1. Whether a Joint Account can be continued for family pension after death of a pensioner?
Yes, the banks should not insist on opening of a new account in case of Central Government pensioner if the spouse in whose favour an authorization for family pension exists in the Pension Payment Order (PPO) is the survivor. The family pension should be credited to the existing account without opening a new account by the family pensioner for this purpose.
2. When is the pension credited to the pensioner's account by the paying branch?
The pension paying banks credit the pension amount in the accounts of the pensioners based on the instructions given by the Pension Paying Authorities.
3. Can the pension paying bank recover the excess amount credited to the pensioner’s account?
Yes, details of the uniform procedure for recovery of excess/wrong payments made to pensioners drawing pensions under the Scheme for payment of pension to Central /Civil/Defence/Railways pensioners through agency banks, have been put in place by RBI in consultation with Government of India are given below:
(a) As soon as the excess/wrong payment made to a pensioner comes to the notice of the paying branch, the branch should adjust the same against the amount standing to the credit to the pensioner’s account to the extent possible including lump sum arrears payment.
(b) If the entire amount of overpayment cannot be adjusted from the account, the pensioner may be asked to pay forthwith the balance amount of overpayment.
(c) In case the pensioner expresses his inability to pay the amount, the same may be adjusted from the future pension payments to be made to the pensioners. For recovering the overpayment made to pensioner from his future pension payment in instalments 1/3rd of net (pension + relief) payable each month may be recovered unless the pensioner concerned gives consent in writing to pay a higher instalment amount.
(d) If the overpayment cannot be recovered from the pensioner due to his death or discontinuance of pension, then action has to be taken as per the letter of undertaking given by the pensioner under the scheme.
(e) The pensioner may also be advised about the details of over payment/wrong payment and mode of its recovery.
4. Should acknowledgement be given by pension paying banks while accepting Life Certificates from pensioners?
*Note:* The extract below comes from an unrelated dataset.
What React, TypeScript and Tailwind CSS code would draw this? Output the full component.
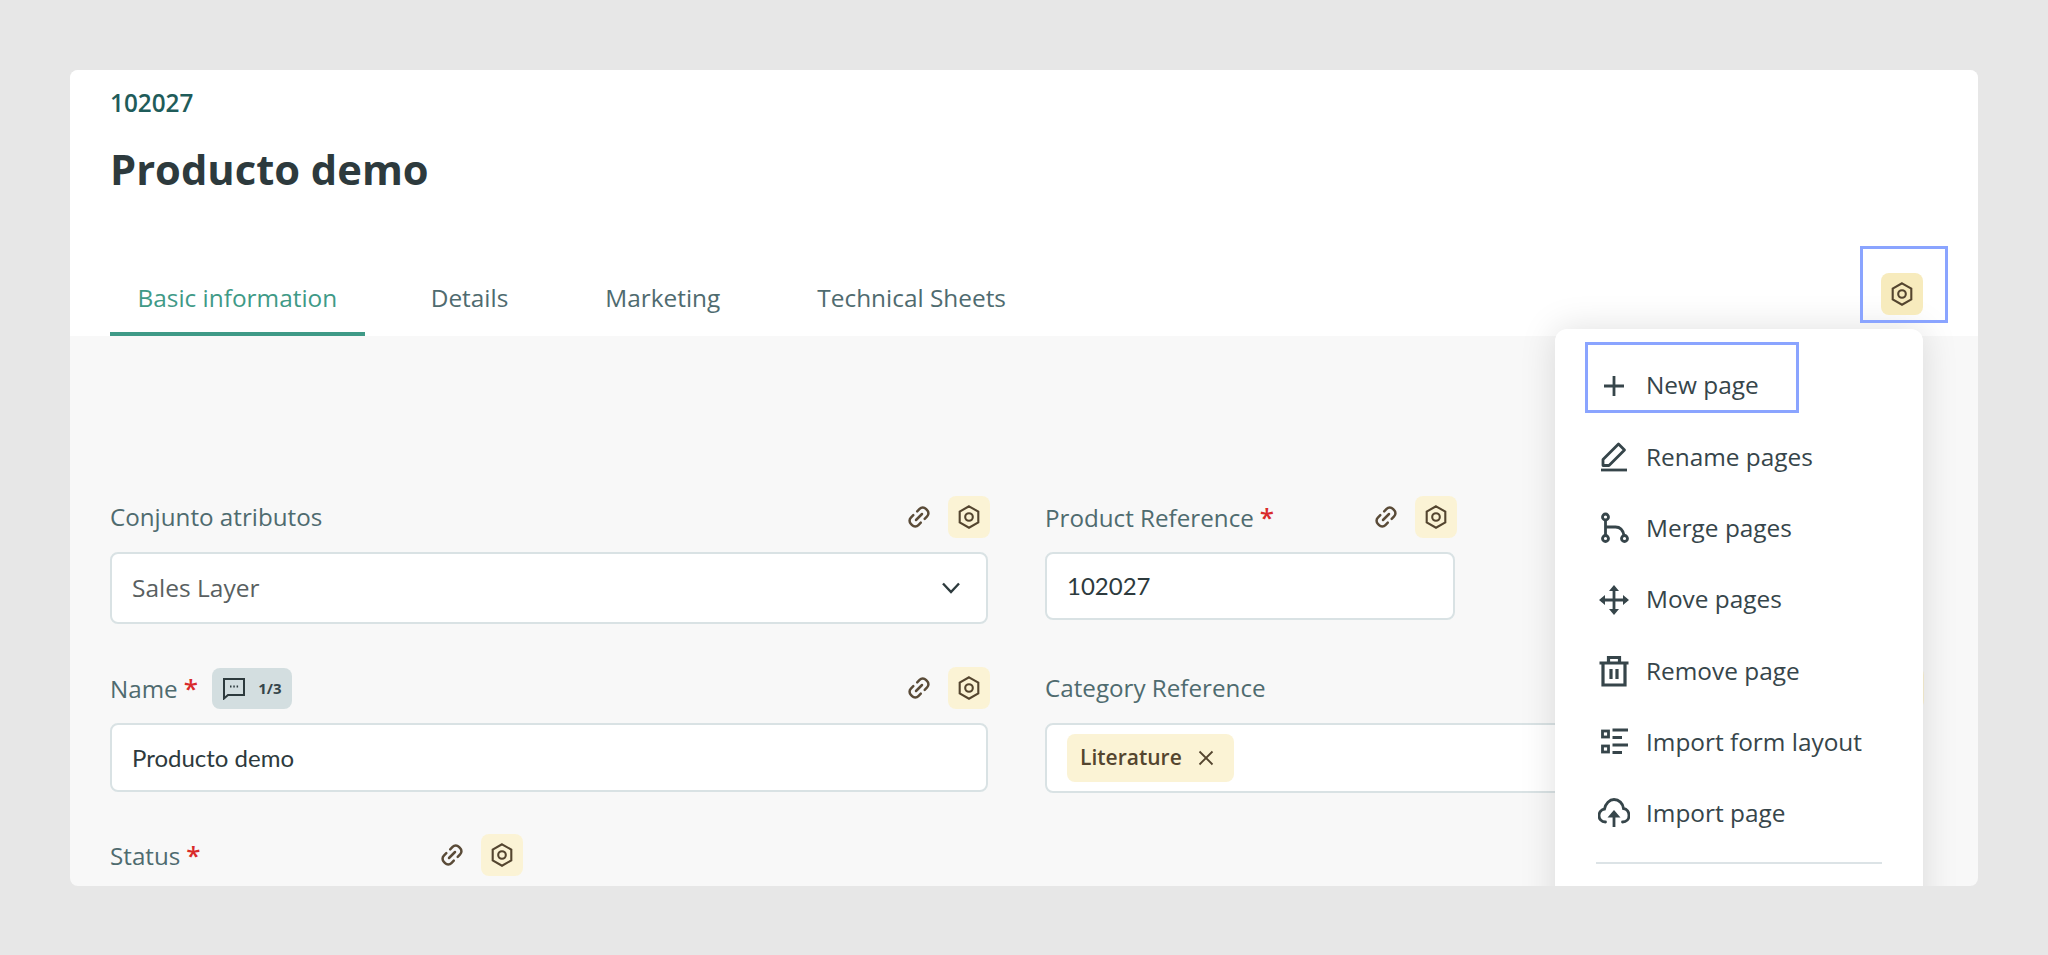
import React from "react";

const Hex = ({ className = "" }: { className?: string }) => (
  <svg viewBox="0 0 24 24" width="24" height="24" fill="none" stroke="#54452f" strokeWidth="2.100" className={className}>
    <path d="M12 1.300 21.300 6.600V17.400L12 22.700 2.700 17.400V6.600Z" strokeLinejoin="miter" />
    <circle cx="12" cy="12" r="3.800" />
  </svg>
);

const LinkIcon = () => (
  <svg viewBox="0 0 24 24" width="24" height="24" fill="none" stroke="#5a4b38" strokeWidth="2.500" strokeLinecap="round">
    <path d="M10.200 6.300 12.600 3.900a4.400 4.400 0 0 1 6.300 0l1.200 1.200a4.400 4.400 0 0 1 0 6.300l-2.400 2.400" />
    <path d="M13.800 17.700 11.400 20.100a4.400 4.400 0 0 1-6.300 0l-1.200-1.200a4.400 4.400 0 0 1 0-6.300l2.400-2.400" />
    <path d="M9 15 15 9" />
  </svg>
);

const HexBadge = ({ strong = false }: { strong?: boolean }) => (
  <div className={`w-[42px] h-[42px] rounded-lg flex items-center justify-center shrink-0 ${strong ? "bg-[#f7ebbd]" : "bg-[#fbf3d5]"}`}>
    <Hex />
  </div>
);

const Actions = () => (
  <div className="flex items-center gap-[17px]">
    <LinkIcon />
    <HexBadge />
  </div>
);

const Label = ({ text, required = false }: { text: string; required?: boolean }) => (
  <span className="text-[24.200px] leading-[30px] text-[#4f6b6f]">
    {text}
    {required && <span className="text-[#d92b2b] ml-[6px] font-semibold text-[26px]">*</span>}
  </span>
);

const iconProps = {
  viewBox: "0 0 32 32",
  width: 32,
  height: 32,
  fill: "none",
  stroke: "#36454a",
  strokeWidth: 2.800,
};

const menuItems: { label: string; icon: React.ReactNode }[] = [
  {
    label: "New page",
    icon: (
      <svg {...iconProps}>
        <path d="M16 6V26M6 16H26" />
      </svg>
    ),
  },
  {
    label: "Rename pages",
    icon: (
      <svg {...iconProps}>
        <path d="M3 29H29" />
        <path d="M5 24V18.500L20.500 3 26.500 9 11 24.500H5Z" strokeLinejoin="round" />
      </svg>
    ),
  },
  {
    label: "Merge pages",
    icon: (
      <svg {...iconProps}>
        <circle cx="7.500" cy="5" r="3" />
        <circle cx="7.500" cy="26.500" r="3" />
        <circle cx="26.500" cy="26.500" r="3" />
        <path d="M7.500 8V23.500M7.500 15H17.500C21.500 15 25 18 26 23.500" />
      </svg>
    ),
  },
  {
    label: "Move pages",
    icon: (
      <svg {...iconProps}>
        <path d="M16 4V28M3 16H29" />
        <path d="M16 1 21 7H11ZM16 31 11 25H21ZM1 16 7 11V21ZM31 16 25 21V11Z" fill="#36454a" stroke="none" />
      </svg>
    ),
  },
  {
    label: "Remove page",
    icon: (
      <svg {...iconProps} strokeWidth={3.200}>
        <path d="M1.500 8H30.500M5 8V30H27V8M10.500 8V2.500H21.500V8" />
        <path d="M13 14V24M19 14V24" />
      </svg>
    ),
  },
  {
    label: "Import form layout",
    icon: (
      <svg {...iconProps}>
        <rect x="4.500" y="5" width="6" height="6" />
        <rect x="4.500" y="20" width="6" height="6" />
        <path d="M14.500 4H30M14.500 11.500H24M14.500 19H30M14.500 26.500H24" />
      </svg>
    ),
  },
  {
    label: "Import page",
    icon: (
      <svg {...iconProps}>
        <path d="M7.500 25C3 25 1 21.500 1 18.500 1 15 3.500 12.500 6.500 12 7.500 6.500 11.500 2.500 16 2.500 21 2.500 25 6.500 25.500 11.500 29 12 31 15 31 18.500 31 22 28.500 25 24.500 25" strokeLinecap="round" />
        <path d="M16 30V17" />
        <path d="M16 13 22.500 20.500H9.500Z" fill="#36454a" stroke="none" />
      </svg>
    ),
  },
];

const tabs = ["Basic information", "Details", "Marketing", "Technical Sheets"];

export default function App() {
  return (
    <div className="h-[955px] bg-[#e7e7e7] pt-[70px] px-[70px] font-['Open_Sans',sans-serif] overflow-hidden">
      <div className="relative h-[816px] rounded-lg overflow-hidden bg-[#f8f8f8]">
        {/* Header */}
        <header className="h-[266px] bg-white px-[40px] pt-[18px] flex flex-col">
          <div className="text-[24.300px] leading-[30px] font-semibold text-[#1f5c5a]">102027</div>
          <h1 className="mt-[23px] text-[41.700px] leading-[56px] font-bold text-[#2d3a3d]">Producto demo</h1>
          <nav className="mt-auto flex gap-[41px] h-[68px]">
            {tabs.map((t, i) => (
              <div
                key={t}
                className={`pt-[14px] text-[24.400px] leading-[32px] whitespace-nowrap border-b-4 ${
                  i === 0
                    ? "pl-[27.500px] pr-[27.500px] -mr-[3px] border-[#3f9a87] text-[#3f9a87]"
                    : "px-[28px] border-transparent text-[#4f6b6f]"
                }`}
              >
                {t}
              </div>
            ))}
          </nav>
        </header>

        {/* Form */}
        <main className="px-[40px] pt-[160px]">
          <div className="flex gap-[57px]">
            <div className="w-[878px]">
              <div className="flex items-center justify-between h-[42px] -mr-[2px]">
                <Label text="Conjunto atributos" />
                <Actions />
              </div>
              <div className="mt-[14px] h-[72px] rounded-lg border-2 border-[#d9e2e4] bg-white pl-[20px] pr-[26px] flex items-center justify-between">
                <span className="text-[24.500px] text-[#595f61]">Sales Layer</span>
                <svg viewBox="0 0 18 12" width="18" height="12" fill="none" stroke="#2d3a3d" strokeWidth="2.400">
                  <path d="M1 1.500 9 10 17 1.500" />
                </svg>
              </div>
            </div>
            <div className="w-[410px]">
              <div className="flex items-center justify-between h-[42px] -mr-[2px]">
                <Label text="Product Reference" required />
                <Actions />
              </div>
              <div className="mt-[14px] h-[68px] rounded-lg border-2 border-[#d9e2e4] bg-white px-[20px] flex items-center">
                <span className="text-[24px] font-['Lato',sans-serif] text-[#2d3a3d]">102027</span>
              </div>
            </div>
          </div>

          <div className="mt-[43px] flex gap-[57px]">
            <div className="w-[878px]">
              <div className="flex items-center justify-between h-[42px] -mr-[2px]">
                <div className="flex items-center gap-[14px]">
                  <Label text="Name" required />
                  <div className="h-[41px] w-[80px] rounded-lg bg-[#d3dee0] flex items-center justify-center gap-[12px]">
                    <svg viewBox="0 0 24 24" width="24" height="24" fill="none" stroke="#2d3a3d" strokeWidth="2">
                      <path d="M2 3H22V19H6L2 22.500Z" strokeLinejoin="miter" />
                      <path d="M8 10.500H9.500M11.300 10.500H12.800M14.600 10.500H16.100" />
                    </svg>
                    <span className="text-[15px] font-bold text-[#36454a]">1/3</span>
                  </div>
                </div>
                <Actions />
              </div>
              <div className="mt-[14px] h-[69px] rounded-lg border-2 border-[#d9e2e4] bg-white px-[20px] flex items-center">
                <span className="text-[24px] font-['Lato',sans-serif] text-[#2d3a3d]">Producto demo</span>
              </div>
            </div>
            <div className="w-[877px]">
              <div className="flex items-center justify-between h-[42px] -mr-[2px]">
                <Label text="Category Reference" />
                <Actions />
              </div>
              <div className="mt-[14px] h-[70px] rounded-lg border-2 border-[#d9e2e4] bg-white px-[20px] flex items-center">
                <div className="h-[48px] w-[167px] rounded-lg bg-[#fbf3d5] flex items-center pl-[13px] gap-[16px]">
                  <span className="text-[21px] font-semibold text-[#54452f]">Literature</span>
                  <svg viewBox="0 0 16 16" width="16" height="16" fill="none" stroke="#54452f" strokeWidth="1.800">
                    <path d="M1.500 1.500 14.500 14.500M14.500 1.500 1.500 14.500" />
                  </svg>
                </div>
              </div>
            </div>
          </div>

          <div className="mt-[41px] w-[413px] flex items-center justify-between h-[42px]">
            <Label text="Status" required />
            <Actions />
          </div>
        </main>

        {/* Dropdown menu */}
        <div className="absolute left-[1485px] top-[259px] w-[368px] h-[600px] rounded-t-xl bg-white shadow-[0_0_36px_rgba(0,0,0,0.13)] pt-[21px]">
          {menuItems.map((m) => (
            <div key={m.label} className="h-[71.300px] flex items-center">
              <div className="w-[91px] pl-[43px] flex items-center shrink-0">{m.icon}</div>
              <span className="text-[24.400px] text-[#36454a] whitespace-nowrap">{m.label}</span>
            </div>
          ))}
          <div className="mt-[13px] mx-[41px] h-[2px] bg-[#dce3e6]" />
        </div>

        {/* Annotation boxes */}
        <div className="absolute left-[1790px] top-[176px] w-[88px] h-[77px] border-[3px] border-[#8aa4ff]">
          <div className="absolute left-[18px] top-[24px]">
            <HexBadge strong />
          </div>
        </div>
        <div className="absolute left-[1515px] top-[272px] w-[214px] h-[71px] border-[3px] border-[#8aa4ff]" />
      </div>
    </div>
  );
}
There have been complaints that life certificates submitted over the counter of pension paying branches are misplaced causing delay in payment of monthly pensions. In order to alleviate the hardships faced by pensioners, agency banks were instructed to mandatorily issue duly signed acknowledgements. They were also requested to consider entering the receipt of life certificates in their CBS and issue a system generated acknowledgement which would serve the twin purpose of acknowledgement as well as real time updation of records.
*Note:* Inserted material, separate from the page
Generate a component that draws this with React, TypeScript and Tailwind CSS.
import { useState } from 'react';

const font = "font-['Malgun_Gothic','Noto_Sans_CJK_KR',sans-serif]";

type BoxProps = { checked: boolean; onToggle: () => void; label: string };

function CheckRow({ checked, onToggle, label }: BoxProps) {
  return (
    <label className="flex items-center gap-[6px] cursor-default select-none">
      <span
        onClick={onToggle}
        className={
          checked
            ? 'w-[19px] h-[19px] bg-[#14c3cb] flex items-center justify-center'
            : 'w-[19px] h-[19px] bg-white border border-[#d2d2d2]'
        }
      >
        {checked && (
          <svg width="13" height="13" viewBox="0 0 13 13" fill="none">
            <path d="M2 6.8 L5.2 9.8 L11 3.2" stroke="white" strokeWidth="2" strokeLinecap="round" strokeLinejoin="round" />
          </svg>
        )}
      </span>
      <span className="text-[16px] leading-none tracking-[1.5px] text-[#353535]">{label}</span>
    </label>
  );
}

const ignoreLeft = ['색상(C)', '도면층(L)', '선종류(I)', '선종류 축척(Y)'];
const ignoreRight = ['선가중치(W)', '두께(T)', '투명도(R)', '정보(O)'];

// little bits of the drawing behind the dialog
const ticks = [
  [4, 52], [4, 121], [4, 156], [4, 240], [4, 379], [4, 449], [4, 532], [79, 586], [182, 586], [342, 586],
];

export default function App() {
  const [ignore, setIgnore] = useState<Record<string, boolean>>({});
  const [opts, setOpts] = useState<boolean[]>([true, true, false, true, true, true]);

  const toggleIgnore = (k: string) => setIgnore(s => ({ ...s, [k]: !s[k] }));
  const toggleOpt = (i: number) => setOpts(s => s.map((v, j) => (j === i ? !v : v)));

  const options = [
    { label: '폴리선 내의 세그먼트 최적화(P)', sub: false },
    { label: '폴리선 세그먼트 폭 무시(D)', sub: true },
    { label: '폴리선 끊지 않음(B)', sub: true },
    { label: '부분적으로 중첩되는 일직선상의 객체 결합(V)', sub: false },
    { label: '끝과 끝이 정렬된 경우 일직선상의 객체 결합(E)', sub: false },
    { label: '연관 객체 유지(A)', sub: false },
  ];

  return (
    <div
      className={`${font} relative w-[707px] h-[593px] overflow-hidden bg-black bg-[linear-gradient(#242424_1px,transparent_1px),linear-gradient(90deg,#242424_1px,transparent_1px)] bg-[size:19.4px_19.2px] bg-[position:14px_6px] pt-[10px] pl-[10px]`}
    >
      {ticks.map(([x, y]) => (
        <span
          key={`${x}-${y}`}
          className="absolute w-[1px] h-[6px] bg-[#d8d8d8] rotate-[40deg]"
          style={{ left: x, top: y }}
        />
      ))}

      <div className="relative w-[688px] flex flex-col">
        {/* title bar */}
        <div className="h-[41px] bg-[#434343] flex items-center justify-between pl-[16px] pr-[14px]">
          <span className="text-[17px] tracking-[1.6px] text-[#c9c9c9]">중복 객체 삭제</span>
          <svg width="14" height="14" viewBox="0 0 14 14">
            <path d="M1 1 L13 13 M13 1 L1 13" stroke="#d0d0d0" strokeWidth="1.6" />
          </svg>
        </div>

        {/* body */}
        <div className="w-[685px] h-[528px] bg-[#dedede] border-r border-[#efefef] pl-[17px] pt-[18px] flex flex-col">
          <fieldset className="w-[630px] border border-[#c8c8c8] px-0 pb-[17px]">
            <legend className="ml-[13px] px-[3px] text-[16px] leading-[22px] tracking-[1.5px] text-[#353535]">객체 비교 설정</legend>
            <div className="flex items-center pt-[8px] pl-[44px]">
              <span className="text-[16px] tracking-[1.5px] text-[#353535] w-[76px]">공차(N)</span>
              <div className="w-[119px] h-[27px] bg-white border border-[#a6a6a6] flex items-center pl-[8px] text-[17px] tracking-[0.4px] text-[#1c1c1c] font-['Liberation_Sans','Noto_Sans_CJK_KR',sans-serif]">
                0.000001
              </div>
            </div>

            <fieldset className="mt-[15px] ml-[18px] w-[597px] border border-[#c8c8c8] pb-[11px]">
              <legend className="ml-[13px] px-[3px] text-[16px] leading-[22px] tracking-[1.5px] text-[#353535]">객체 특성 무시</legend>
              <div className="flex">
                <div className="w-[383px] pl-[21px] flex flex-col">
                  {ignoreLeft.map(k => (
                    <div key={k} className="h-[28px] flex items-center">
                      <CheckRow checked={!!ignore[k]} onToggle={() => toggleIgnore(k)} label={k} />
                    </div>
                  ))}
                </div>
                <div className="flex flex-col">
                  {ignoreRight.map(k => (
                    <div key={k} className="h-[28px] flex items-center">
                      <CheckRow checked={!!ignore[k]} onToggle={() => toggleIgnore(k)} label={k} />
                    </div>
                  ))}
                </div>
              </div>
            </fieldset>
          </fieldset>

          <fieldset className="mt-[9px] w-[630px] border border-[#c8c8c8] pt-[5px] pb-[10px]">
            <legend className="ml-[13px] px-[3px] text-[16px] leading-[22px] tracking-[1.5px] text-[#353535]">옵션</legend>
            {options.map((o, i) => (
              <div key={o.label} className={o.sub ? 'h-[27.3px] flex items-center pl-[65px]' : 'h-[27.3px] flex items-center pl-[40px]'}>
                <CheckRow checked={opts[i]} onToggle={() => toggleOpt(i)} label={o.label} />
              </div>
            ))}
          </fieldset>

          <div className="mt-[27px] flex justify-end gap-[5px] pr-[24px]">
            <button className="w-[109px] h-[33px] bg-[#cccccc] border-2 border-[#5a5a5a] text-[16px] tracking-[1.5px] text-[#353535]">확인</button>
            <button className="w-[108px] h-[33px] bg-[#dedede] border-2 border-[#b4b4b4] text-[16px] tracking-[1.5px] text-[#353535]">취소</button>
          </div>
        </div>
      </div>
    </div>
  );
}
5. Who is responsible for deduction of Income Tax at source from pension payment?
The pension paying bank is responsible for deduction of Income Tax from pension amount in accordance with the rates prescribed by the Income Tax authorities from time to time.
6. Can a pensioner withdraw pension from his/ her account when he/she is not able to sign or put thumb/toe impression or unable to be present in the bank?
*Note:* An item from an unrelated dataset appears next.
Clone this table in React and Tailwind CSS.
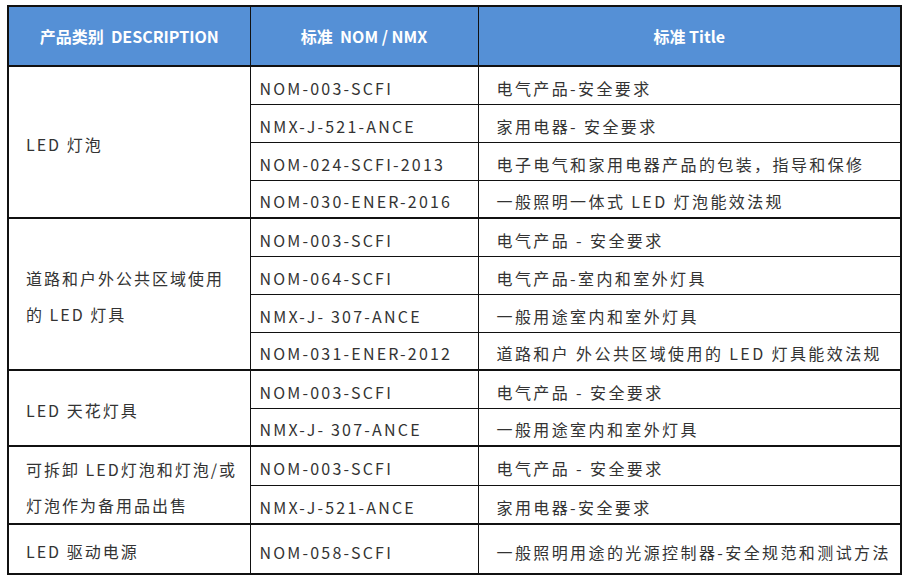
const GROUPS = [
  {
    name: ["LED 灯泡"],
    rows: [
      ["NOM-003-SCFI", "电气产品-安全要求"],
      ["NMX-J-521-ANCE", "家用电器- 安全要求"],
      ["NOM-024-SCFI-2013", "电子电气和家用电器产品的包装，指导和保修"],
      ["NOM-030-ENER-2016", "一般照明一体式 LED 灯泡能效法规"],
    ],
  },
  {
    name: ["道路和户外公共区域使用", "的 LED 灯具"],
    rows: [
      ["NOM-003-SCFI", "电气产品 - 安全要求"],
      ["NOM-064-SCFI", "电气产品-室内和室外灯具"],
      ["NMX-J- 307-ANCE", "一般用途室内和室外灯具"],
      ["NOM-031-ENER-2012", "道路和户 外公共区域使用的 LED 灯具能效法规"],
    ],
  },
  {
    name: ["LED 天花灯具"],
    rows: [
      ["NOM-003-SCFI", "电气产品 - 安全要求"],
      ["NMX-J- 307-ANCE", "一般用途室内和室外灯具"],
    ],
  },
  {
    name: ["可拆卸 LED灯泡和灯泡/或", "灯泡作为备用品出售"],
    rows: [
      ["NOM-003-SCFI", "电气产品 - 安全要求"],
      ["NMX-J-521-ANCE", "家用电器-安全要求"],
    ],
  },
  {
    name: ["LED 驱动电源"],
    rows: [["NOM-058-SCFI", "一般照明用途的光源控制器-安全规范和测试方法"]],
    tall: true,
  },
];

const FONT = { fontFamily: '"Noto Sans CJK SC", "Noto Sans", sans-serif' };

export default function App() {
  return (
    <div className="w-[907px] h-[579px] bg-white pl-[7px] pt-[5px]" style={FONT}>
      <table className="w-[895px] border-collapse border-2 border-[#111111] table-fixed text-[#333333]">
        <colgroup>
          <col className="w-[242px]" />
          <col className="w-[228px]" />
          <col />
        </colgroup>
        <thead>
          <tr className="h-[60px] bg-[#5590d6] text-white text-[16px] font-bold">
            <th className="border border-[#111111] text-center">
              产品类别 &nbsp;DESCRIPTION
            </th>
            <th className="border border-[#111111] text-center">
              标准 &nbsp;NOM / NMX
            </th>
            <th className="border border-[#111111] text-center">标准 Title</th>
          </tr>
        </thead>
        <tbody className="text-[16px] tracking-[2px]">
          {GROUPS.map((g, gi) =>
            g.rows.map((r, ri) => (
              <tr key={gi + "-" + ri} className={g.tall ? "h-[50px]" : "h-[38px]"}>
                {ri === 0 && (
                  <td
                    rowSpan={g.rows.length}
                    className="border border-[#111111] border-t-2 align-middle pl-[17px] pt-[4px] leading-[36px]"
                  >
                    {g.name.map((l, li) => (
                      <div key={li}>{l}</div>
                    ))}
                  </td>
                )}
                <td
                  className={
                    "border border-[#111111] pl-[9px] pt-[5px] leading-none whitespace-nowrap tracking-[2.2px]" +
                    (ri === 0 ? " border-t-2" : "")
                  }
                >
                  {r[0]}
                </td>
                <td
                  className={
                    "border border-[#111111] pl-[18px] pt-[5px] leading-none whitespace-nowrap tracking-[2.4px]" +
                    (ri === 0 ? " border-t-2" : "")
                  }
                >
                  {r[1]}
                </td>
              </tr>
            ))
          )}
        </tbody>
      </table>
    </div>
  );
}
Yes, instructions have been issued by RBI to pension disbursing banks to allow withdrawal of pension by following certain procedures which are given below :
Withdrawal of pension by old/ sick/ disabled/ incapacitated pensioners
(i) In order to take care of problems/ difficulties faced by sick and disabled pensioners in withdrawal of pension / family pension from the banks, agency banks may categorise such pensioners as under:
(a) Pensioner who is too ill to sign a cheque / unable to be physically present in the bank.
(b) Pensioner who is not only unable to be physically present in the bank but also not even able to put his/her thumb impression on the cheque/ withdrawal form due to certain physical defect / incapacity.
(ii) With a view to enabling such old/sick/incapacitated pensioners to operate their accounts, banks may follow the procedure as under:
(a) Wherever thumb or toe impression of the old/sick pensioner is obtained, it should be identified by two independent witnesses known to the bank, one of whom should be a responsible bank official.
(b) Where the pensioner cannot even put his/her thumb/ toe impression and also would not be able to be physically present in the bank, a mark can be obtained on the cheque/withdrawal form, which should be identified by two independent witnesses, one of whom should be a responsible bank official.
Agency banks have been asked to display the instructions issued in this regard on their notice board at the branches so that sick and disabled pensioners can make full use of these facilities.
7. How the payment of Dearness Relief at revised rate is to be paid to the pensioners?
The pension paying agency banks have to revise the Dearness Relief based on the copies of government orders supplied by government to them through post, fax, e-mails or by accessing the information from the website of the concerned governments, and authorize their pension paying branches to make payments to the pensioners immediately.
8. Whether a pensioner is entitled for any compensation from the agency banks for delayed credit of pension/ arrears of pension?
Yes, pension paying banks should compensate the pensioner for delay in crediting pension/ arrears thereof at a fixed interest rate of 8 per cent per annum for the delay after the due date of payment. This compensation should be credited to the pensioner's account automatically without any claim from the pensioner on the same day when the bank affords credit for revised pension/ pension arrears, in respect of all delayed pension payments made since October 1, 2008.
These FAQs are issued by the Reserve Bank of India (The Reserve Bank) for information and general guidance purposes only which cannot be quoted in any legal proceeding and will have no legal purpose. It is not intended to be treated as legal advice or legal opinion. The Reserve Bank will not be held responsible for actions taken and/or decisions made on the basis of the same. For clarifications or interpretations, if any, readers are requested to be guided by the relevant circulars and notifications issued from time to time by the Reserve Bank and the Government.